Just as #Jaffa-the-cake posted in a comment, you can lean on how Plex did it, which Filippo Valsorda explained in his blog:
https://blog.filippo.io/how-plex-is-doing-https-for-all-its-users/
This is very similar to what you proposed yourself. You don't even need a wildcard certificate, but you can generate certificates on-the-fly using Let's Encrypt. (You can still use wildcard certificates, if you want, which Let's Encrypt supports now, too.)
Just yesterday I did a manual proof-of-concept for that workflow, that can be automated with the following steps:
Write a Web Service that can create DNS entries for individual devices dynamically and generate matching certificates via Let's Encrypt - this is pretty easy using certbot and e.g. Google Cloud DNS. I guess Azure, AWS and others have similar offerings, too. When you use certbot's DNS plugins, you don't even need to have an actual web server running on port 80/443.
On you local device, contact that Web Service to generate a unique DNS entry (e.g. ..yourdns.com) and certificate for that domain
Use that certificate in your local HTTPS server
Browse to that domain instead of your local IP
Now you will have a HTTPS connection to your local server, using a local IP, but a publicly resolved DNS entry.

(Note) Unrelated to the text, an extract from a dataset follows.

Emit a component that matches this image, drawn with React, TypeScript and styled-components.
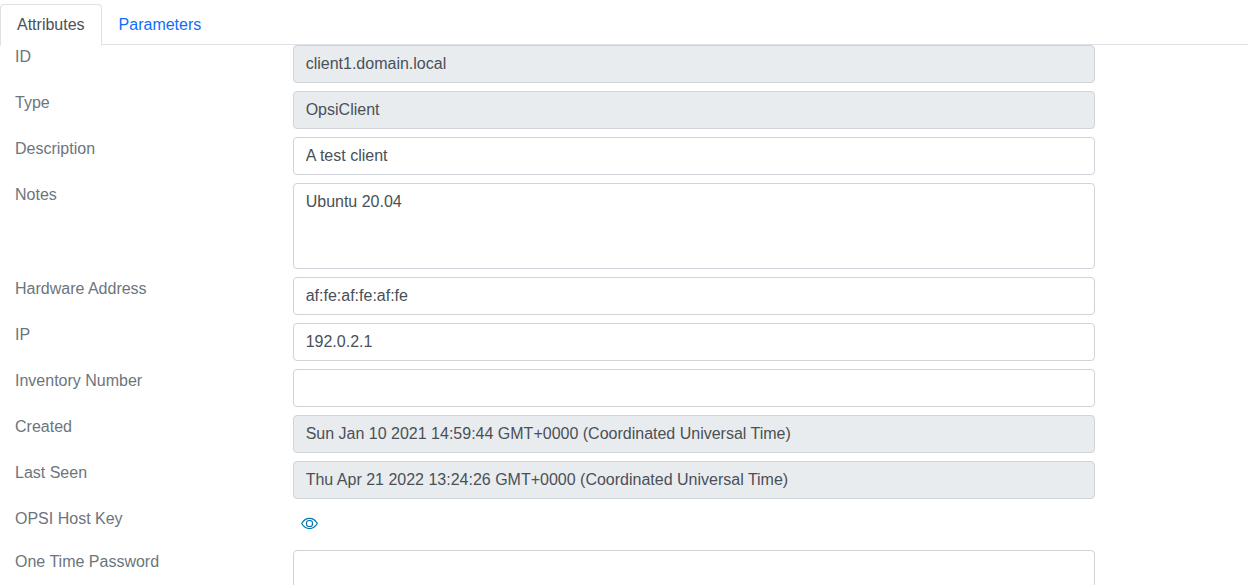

The downside is that this does not work offline from arbitrary clients. And you need to think of a good security concept to create trust between the client that requests a DNS and certificate, and your web service that will generate those.
BTW, do you mind sharing what kind of gadget it is that you are building?
If all you want is to access the device APIs through the web browser, A Simple solution would be to proxy all the requests to the device through your web server.this was even self signed certs for the devices wont be a problem. Only problem though is that the server would have to be on the same network as your devices.
If you are not on the same network, you can write a simple browser plugin (chrome) to send the api request to IoT device. but then the dependency on the app/plugin will be clumsy.